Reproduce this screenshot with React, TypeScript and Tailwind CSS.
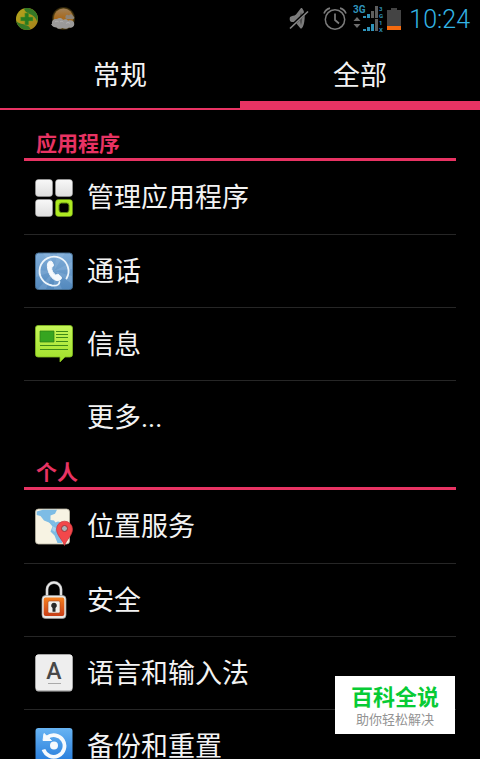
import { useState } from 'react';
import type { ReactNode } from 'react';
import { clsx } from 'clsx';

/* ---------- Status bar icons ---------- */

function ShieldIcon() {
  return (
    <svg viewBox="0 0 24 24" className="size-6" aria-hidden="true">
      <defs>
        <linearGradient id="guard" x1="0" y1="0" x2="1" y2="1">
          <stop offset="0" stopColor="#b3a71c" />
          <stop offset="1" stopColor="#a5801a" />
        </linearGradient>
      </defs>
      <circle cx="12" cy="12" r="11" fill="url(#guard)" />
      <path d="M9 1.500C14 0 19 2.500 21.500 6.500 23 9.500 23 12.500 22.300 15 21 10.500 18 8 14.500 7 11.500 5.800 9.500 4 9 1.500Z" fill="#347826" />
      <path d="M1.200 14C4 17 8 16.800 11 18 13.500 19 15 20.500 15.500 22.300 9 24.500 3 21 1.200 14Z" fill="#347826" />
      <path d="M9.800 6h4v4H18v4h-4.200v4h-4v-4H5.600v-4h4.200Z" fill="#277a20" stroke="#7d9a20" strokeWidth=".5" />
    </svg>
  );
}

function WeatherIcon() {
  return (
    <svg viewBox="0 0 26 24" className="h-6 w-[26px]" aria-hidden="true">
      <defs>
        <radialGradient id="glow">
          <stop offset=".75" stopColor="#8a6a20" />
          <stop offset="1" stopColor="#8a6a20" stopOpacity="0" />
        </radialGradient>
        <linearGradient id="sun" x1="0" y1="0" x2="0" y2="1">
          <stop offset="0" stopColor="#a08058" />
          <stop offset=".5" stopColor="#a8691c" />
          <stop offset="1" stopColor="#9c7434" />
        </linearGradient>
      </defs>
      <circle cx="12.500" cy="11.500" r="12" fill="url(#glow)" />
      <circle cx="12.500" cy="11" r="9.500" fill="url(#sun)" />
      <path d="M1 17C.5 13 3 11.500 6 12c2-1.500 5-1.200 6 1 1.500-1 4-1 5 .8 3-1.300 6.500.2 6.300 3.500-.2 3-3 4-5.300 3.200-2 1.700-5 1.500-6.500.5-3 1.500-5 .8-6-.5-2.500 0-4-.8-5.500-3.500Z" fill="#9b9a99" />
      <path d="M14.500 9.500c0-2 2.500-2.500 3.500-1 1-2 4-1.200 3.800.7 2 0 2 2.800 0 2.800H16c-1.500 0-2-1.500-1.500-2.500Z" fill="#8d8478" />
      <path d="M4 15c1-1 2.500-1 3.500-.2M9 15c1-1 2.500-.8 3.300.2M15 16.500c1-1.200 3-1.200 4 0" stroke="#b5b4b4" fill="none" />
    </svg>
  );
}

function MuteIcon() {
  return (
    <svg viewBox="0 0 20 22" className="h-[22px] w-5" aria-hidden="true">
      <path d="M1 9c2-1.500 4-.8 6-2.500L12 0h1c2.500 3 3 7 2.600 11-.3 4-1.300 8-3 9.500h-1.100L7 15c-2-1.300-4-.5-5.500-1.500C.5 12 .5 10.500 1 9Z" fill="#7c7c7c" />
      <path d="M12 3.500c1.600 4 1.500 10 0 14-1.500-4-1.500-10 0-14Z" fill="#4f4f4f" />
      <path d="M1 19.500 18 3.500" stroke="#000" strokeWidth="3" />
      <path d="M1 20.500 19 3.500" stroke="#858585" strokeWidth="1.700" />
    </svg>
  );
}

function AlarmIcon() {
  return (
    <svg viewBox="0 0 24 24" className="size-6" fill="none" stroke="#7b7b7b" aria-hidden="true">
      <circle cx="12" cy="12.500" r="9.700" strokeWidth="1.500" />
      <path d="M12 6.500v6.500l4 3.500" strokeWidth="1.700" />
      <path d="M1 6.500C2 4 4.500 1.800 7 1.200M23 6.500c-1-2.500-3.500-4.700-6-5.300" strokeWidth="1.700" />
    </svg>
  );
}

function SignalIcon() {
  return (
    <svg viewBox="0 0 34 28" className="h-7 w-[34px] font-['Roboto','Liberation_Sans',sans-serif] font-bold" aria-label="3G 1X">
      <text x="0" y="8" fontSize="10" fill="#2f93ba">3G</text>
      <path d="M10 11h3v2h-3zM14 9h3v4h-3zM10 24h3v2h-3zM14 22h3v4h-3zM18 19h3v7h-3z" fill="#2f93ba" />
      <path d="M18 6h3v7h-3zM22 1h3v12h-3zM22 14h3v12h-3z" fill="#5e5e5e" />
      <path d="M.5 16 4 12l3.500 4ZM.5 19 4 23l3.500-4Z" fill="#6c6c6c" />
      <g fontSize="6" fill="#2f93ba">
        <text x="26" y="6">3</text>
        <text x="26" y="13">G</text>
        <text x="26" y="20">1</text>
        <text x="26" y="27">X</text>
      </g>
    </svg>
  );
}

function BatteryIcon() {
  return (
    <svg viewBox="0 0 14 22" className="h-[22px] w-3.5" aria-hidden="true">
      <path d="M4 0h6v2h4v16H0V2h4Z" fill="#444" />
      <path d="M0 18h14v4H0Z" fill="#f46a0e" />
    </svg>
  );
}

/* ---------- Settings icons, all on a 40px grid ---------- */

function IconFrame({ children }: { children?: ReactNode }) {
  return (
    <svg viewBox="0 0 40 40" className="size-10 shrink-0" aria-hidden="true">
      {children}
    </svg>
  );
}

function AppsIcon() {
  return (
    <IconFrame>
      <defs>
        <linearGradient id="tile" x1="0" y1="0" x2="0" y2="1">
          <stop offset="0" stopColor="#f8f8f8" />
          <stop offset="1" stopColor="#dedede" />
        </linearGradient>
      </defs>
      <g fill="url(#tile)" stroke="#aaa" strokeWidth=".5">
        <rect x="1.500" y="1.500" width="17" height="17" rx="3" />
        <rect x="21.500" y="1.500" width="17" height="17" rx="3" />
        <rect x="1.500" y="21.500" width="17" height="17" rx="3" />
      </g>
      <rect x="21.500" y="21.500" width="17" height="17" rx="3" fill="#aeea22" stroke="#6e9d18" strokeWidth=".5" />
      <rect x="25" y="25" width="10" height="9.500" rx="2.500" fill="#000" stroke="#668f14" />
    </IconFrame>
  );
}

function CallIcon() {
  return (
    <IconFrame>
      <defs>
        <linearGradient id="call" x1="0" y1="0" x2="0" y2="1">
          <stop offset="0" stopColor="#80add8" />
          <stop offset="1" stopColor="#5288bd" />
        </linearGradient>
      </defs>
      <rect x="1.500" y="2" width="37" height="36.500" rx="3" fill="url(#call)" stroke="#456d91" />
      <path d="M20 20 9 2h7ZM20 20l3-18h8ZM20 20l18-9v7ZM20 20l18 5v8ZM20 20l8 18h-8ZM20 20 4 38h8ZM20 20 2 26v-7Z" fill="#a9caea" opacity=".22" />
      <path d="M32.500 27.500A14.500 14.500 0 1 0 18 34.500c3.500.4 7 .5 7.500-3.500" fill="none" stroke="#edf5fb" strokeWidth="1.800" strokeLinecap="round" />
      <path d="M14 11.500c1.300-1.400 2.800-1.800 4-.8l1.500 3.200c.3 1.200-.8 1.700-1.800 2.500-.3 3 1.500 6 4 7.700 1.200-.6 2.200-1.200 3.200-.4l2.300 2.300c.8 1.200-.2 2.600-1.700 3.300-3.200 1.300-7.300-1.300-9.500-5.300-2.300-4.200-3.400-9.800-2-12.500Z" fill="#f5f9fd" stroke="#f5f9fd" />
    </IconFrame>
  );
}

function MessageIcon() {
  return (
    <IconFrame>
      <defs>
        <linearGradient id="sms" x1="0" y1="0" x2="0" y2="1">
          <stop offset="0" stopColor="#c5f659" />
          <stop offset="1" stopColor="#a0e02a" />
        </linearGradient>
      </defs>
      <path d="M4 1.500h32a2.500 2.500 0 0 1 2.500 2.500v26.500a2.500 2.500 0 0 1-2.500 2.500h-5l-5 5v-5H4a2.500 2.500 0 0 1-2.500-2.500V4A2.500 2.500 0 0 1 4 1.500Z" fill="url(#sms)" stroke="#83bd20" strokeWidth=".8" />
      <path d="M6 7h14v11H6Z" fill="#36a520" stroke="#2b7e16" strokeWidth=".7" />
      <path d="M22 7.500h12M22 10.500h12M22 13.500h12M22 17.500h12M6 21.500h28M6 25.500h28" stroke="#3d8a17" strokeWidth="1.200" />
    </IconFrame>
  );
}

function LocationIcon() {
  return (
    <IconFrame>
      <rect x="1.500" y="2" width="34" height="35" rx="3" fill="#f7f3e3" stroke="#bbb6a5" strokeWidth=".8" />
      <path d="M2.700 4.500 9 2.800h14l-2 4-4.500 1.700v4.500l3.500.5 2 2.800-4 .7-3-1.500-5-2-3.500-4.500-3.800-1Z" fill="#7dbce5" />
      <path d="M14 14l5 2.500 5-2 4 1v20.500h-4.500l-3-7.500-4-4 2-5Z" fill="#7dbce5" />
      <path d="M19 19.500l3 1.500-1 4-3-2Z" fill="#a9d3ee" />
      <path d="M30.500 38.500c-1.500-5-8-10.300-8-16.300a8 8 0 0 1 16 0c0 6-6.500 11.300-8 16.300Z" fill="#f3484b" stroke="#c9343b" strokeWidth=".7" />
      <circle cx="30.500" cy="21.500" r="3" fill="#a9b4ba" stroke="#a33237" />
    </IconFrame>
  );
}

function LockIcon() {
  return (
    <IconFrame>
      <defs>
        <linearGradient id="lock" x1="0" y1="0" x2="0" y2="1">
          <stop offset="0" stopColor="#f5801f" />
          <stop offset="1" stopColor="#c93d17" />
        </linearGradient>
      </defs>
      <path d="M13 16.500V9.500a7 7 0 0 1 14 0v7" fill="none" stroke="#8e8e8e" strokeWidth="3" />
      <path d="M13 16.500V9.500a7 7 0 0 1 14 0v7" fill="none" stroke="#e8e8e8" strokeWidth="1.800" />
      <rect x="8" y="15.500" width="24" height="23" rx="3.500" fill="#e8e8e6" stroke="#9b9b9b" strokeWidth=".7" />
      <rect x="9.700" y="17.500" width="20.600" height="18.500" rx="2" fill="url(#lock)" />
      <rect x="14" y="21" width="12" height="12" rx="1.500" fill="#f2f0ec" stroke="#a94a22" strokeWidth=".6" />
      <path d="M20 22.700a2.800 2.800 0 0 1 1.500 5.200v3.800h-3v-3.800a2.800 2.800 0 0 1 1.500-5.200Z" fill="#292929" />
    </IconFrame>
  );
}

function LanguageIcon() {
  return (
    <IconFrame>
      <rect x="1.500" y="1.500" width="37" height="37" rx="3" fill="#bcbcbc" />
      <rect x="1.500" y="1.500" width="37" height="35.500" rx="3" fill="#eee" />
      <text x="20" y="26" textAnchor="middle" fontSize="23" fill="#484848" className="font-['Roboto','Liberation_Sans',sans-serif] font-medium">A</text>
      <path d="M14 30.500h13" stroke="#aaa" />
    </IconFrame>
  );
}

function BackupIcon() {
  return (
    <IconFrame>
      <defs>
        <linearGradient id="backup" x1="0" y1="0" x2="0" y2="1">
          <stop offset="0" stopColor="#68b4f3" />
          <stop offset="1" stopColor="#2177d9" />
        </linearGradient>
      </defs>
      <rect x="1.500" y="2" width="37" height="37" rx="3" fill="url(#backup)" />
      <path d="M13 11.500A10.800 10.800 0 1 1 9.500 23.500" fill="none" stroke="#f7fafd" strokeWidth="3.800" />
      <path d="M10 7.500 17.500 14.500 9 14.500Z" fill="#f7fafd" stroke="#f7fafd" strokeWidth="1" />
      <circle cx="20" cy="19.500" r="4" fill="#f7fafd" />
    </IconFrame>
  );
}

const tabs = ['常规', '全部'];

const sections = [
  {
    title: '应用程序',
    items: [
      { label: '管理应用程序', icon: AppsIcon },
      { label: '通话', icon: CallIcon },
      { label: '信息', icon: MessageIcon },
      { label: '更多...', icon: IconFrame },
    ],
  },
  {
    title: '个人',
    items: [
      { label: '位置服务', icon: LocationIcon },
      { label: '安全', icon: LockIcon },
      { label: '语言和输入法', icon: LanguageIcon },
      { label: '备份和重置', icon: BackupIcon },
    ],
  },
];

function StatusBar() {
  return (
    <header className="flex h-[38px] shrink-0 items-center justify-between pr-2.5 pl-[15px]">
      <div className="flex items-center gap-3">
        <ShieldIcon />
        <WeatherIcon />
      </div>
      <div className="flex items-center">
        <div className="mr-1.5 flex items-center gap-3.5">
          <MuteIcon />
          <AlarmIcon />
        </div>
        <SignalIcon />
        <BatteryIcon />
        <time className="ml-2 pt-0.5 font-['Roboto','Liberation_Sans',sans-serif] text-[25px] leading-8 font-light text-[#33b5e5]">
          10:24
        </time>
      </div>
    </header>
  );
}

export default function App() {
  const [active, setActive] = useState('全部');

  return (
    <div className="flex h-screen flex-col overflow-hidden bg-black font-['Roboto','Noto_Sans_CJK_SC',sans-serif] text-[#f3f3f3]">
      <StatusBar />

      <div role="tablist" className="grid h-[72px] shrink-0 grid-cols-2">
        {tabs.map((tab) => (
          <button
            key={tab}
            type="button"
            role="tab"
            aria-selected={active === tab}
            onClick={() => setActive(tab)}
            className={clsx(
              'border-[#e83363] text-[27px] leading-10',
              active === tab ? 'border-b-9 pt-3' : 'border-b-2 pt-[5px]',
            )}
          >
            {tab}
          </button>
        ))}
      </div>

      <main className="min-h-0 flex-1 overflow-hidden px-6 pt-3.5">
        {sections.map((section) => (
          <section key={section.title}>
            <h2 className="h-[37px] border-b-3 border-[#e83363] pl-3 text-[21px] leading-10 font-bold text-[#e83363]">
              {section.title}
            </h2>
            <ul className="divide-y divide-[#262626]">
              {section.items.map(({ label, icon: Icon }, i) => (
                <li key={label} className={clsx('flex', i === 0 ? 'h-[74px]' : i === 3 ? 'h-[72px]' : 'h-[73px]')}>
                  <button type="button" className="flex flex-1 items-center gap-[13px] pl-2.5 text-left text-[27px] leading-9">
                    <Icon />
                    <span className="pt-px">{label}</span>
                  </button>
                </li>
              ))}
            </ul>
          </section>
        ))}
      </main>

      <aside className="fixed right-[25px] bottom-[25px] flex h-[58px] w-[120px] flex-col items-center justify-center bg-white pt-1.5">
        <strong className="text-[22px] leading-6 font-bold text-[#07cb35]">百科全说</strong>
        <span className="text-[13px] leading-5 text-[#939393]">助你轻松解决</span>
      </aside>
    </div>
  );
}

---------------

» **INSTRUCTION**: Write out an exact copy of the listing, first line through the line containing "icons ---------- */", with the pictures left out.

» **FULL ANSWER**:
Reproduce this screenshot with React, TypeScript and Tailwind CSS.
import { useState } from 'react';
import type { ReactNode } from 'react';
import { clsx } from 'clsx';

/* ---------- Status bar icons ---------- */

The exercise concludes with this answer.